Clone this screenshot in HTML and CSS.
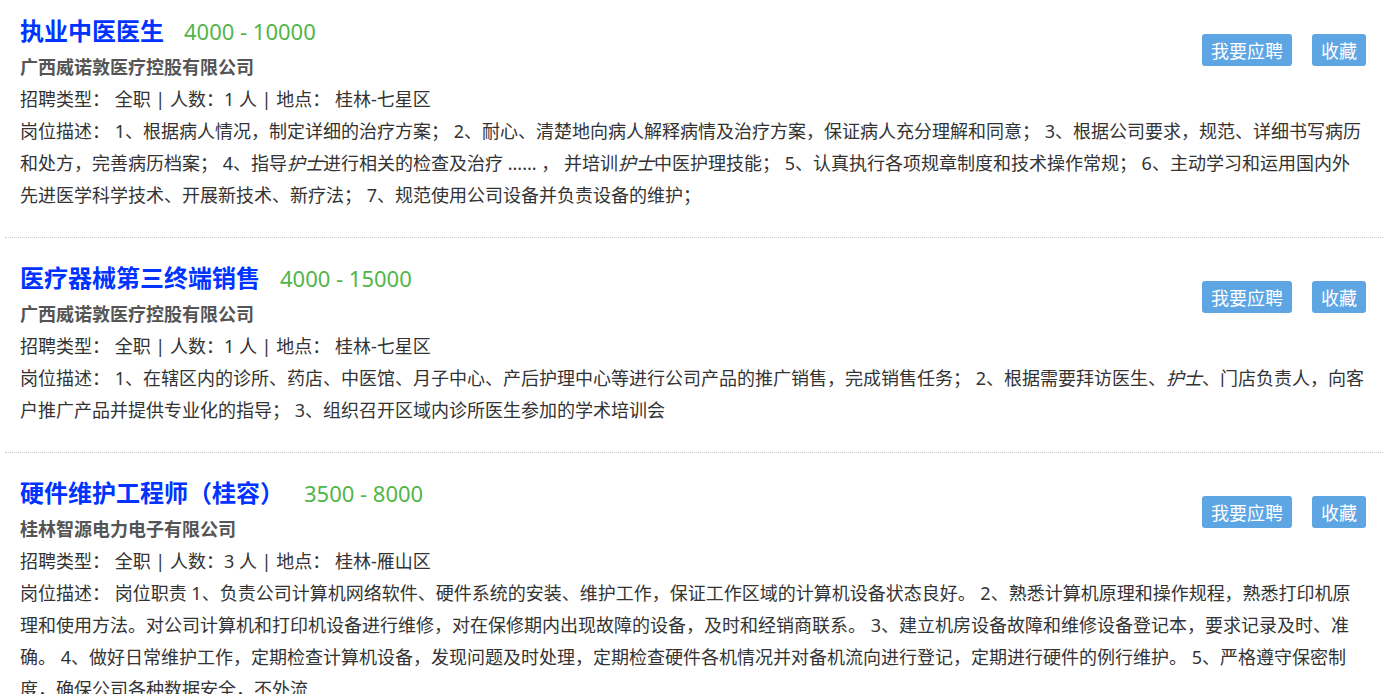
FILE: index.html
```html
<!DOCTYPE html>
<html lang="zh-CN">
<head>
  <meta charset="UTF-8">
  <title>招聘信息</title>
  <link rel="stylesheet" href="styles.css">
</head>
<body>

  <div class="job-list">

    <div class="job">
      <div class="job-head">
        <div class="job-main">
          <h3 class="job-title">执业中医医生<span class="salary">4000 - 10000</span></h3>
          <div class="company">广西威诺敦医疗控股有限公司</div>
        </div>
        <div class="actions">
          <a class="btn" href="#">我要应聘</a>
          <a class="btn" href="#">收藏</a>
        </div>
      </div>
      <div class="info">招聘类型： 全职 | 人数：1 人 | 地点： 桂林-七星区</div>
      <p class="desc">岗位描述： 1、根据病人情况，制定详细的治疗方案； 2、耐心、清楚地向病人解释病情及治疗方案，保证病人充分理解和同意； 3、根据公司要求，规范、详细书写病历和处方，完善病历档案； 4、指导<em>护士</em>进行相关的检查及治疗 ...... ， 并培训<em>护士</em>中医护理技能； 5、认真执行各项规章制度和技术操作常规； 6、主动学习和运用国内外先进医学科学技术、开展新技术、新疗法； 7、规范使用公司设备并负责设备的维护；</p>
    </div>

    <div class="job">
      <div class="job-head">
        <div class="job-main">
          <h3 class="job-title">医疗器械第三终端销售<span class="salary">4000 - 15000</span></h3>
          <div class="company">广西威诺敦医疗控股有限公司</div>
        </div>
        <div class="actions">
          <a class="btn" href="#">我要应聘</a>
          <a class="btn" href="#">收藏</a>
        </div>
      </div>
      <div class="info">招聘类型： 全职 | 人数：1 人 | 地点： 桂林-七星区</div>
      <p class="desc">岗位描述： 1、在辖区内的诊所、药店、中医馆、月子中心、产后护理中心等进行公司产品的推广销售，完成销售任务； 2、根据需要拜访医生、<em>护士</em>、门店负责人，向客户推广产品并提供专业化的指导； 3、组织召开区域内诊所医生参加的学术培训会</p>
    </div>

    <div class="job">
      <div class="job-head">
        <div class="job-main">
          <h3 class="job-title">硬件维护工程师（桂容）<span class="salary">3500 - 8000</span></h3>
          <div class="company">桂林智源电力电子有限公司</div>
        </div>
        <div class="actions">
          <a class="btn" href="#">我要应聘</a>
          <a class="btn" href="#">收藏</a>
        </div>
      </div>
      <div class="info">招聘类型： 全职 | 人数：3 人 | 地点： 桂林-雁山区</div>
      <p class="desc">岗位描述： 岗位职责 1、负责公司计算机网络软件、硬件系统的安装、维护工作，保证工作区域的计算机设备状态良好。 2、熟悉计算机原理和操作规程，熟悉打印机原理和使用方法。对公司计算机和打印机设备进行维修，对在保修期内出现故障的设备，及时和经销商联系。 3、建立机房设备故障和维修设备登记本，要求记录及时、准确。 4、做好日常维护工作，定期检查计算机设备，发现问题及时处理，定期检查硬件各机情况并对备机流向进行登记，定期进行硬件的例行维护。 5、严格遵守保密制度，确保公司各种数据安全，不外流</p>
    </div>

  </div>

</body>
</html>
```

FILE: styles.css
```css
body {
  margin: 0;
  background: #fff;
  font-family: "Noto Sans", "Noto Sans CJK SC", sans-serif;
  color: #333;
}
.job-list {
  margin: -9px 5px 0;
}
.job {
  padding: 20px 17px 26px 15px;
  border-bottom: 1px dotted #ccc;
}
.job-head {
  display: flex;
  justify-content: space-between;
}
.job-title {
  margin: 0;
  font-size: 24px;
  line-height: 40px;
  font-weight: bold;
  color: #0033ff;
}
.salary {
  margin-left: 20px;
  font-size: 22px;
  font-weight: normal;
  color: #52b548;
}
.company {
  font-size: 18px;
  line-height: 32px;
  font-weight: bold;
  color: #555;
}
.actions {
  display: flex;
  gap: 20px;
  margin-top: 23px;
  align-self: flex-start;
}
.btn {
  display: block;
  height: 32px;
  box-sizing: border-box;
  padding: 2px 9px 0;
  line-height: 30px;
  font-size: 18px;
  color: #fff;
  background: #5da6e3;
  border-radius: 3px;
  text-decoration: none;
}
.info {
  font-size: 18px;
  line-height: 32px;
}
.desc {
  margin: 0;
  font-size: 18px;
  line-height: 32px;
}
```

Work to be completed - Return to the listing above and set it down exactly, leaving out its pictures.

Final result -
Clone this screenshot in HTML and CSS.
FILE: index.html
```html
<!DOCTYPE html>
<html lang="zh-CN">
<head>
  <meta charset="UTF-8">
  <title>招聘信息</title>
  <link rel="stylesheet" href="styles.css">
</head>
<body>

  <div class="job-list">

    <div class="job">
      <div class="job-head">
        <div class="job-main">
          <h3 class="job-title">执业中医医生<span class="salary">4000 - 10000</span></h3>
          <div class="company">广西威诺敦医疗控股有限公司</div>
        </div>
        <div class="actions">
          <a class="btn" href="#">我要应聘</a>
          <a class="btn" href="#">收藏</a>
        </div>
      </div>
      <div class="info">招聘类型： 全职 | 人数：1 人 | 地点： 桂林-七星区</div>
      <p class="desc">岗位描述： 1、根据病人情况，制定详细的治疗方案； 2、耐心、清楚地向病人解释病情及治疗方案，保证病人充分理解和同意； 3、根据公司要求，规范、详细书写病历和处方，完善病历档案； 4、指导<em>护士</em>进行相关的检查及治疗 ...... ， 并培训<em>护士</em>中医护理技能； 5、认真执行各项规章制度和技术操作常规； 6、主动学习和运用国内外先进医学科学技术、开展新技术、新疗法； 7、规范使用公司设备并负责设备的维护；</p>
    </div>

    <div class="job">
      <div class="job-head">
        <div class="job-main">
          <h3 class="job-title">医疗器械第三终端销售<span class="salary">4000 - 15000</span></h3>
          <div class="company">广西威诺敦医疗控股有限公司</div>
        </div>
        <div class="actions">
          <a class="btn" href="#">我要应聘</a>
          <a class="btn" href="#">收藏</a>
        </div>
      </div>
      <div class="info">招聘类型： 全职 | 人数：1 人 | 地点： 桂林-七星区</div>
      <p class="desc">岗位描述： 1、在辖区内的诊所、药店、中医馆、月子中心、产后护理中心等进行公司产品的推广销售，完成销售任务； 2、根据需要拜访医生、<em>护士</em>、门店负责人，向客户推广产品并提供专业化的指导； 3、组织召开区域内诊所医生参加的学术培训会</p>
    </div>

    <div class="job">
      <div class="job-head">
        <div class="job-main">
          <h3 class="job-title">硬件维护工程师（桂容）<span class="salary">3500 - 8000</span></h3>
          <div class="company">桂林智源电力电子有限公司</div>
        </div>
        <div class="actions">
          <a class="btn" href="#">我要应聘</a>
          <a class="btn" href="#">收藏</a>
        </div>
      </div>
      <div class="info">招聘类型： 全职 | 人数：3 人 | 地点： 桂林-雁山区</div>
      <p class="desc">岗位描述： 岗位职责 1、负责公司计算机网络软件、硬件系统的安装、维护工作，保证工作区域的计算机设备状态良好。 2、熟悉计算机原理和操作规程，熟悉打印机原理和使用方法。对公司计算机和打印机设备进行维修，对在保修期内出现故障的设备，及时和经销商联系。 3、建立机房设备故障和维修设备登记本，要求记录及时、准确。 4、做好日常维护工作，定期检查计算机设备，发现问题及时处理，定期检查硬件各机情况并对备机流向进行登记，定期进行硬件的例行维护。 5、严格遵守保密制度，确保公司各种数据安全，不外流</p>
    </div>

  </div>

</body>
</html>
```

FILE: styles.css
```css
body {
  margin: 0;
  background: #fff;
  font-family: "Noto Sans", "Noto Sans CJK SC", sans-serif;
  color: #333;
}
.job-list {
  margin: -9px 5px 0;
}
.job {
  padding: 20px 17px 26px 15px;
  border-bottom: 1px dotted #ccc;
}
.job-head {
  display: flex;
  justify-content: space-between;
}
.job-title {
  margin: 0;
  font-size: 24px;
  line-height: 40px;
  font-weight: bold;
  color: #0033ff;
}
.salary {
  margin-left: 20px;
  font-size: 22px;
  font-weight: normal;
  color: #52b548;
}
.company {
  font-size: 18px;
  line-height: 32px;
  font-weight: bold;
  color: #555;
}
.actions {
  display: flex;
  gap: 20px;
  margin-top: 23px;
  align-self: flex-start;
}
.btn {
  display: block;
  height: 32px;
  box-sizing: border-box;
  padding: 2px 9px 0;
  line-height: 30px;
  font-size: 18px;
  color: #fff;
  background: #5da6e3;
  border-radius: 3px;
  text-decoration: none;
}
.info {
  font-size: 18px;
  line-height: 32px;
}
.desc {
  margin: 0;
  font-size: 18px;
  line-height: 32px;
}
```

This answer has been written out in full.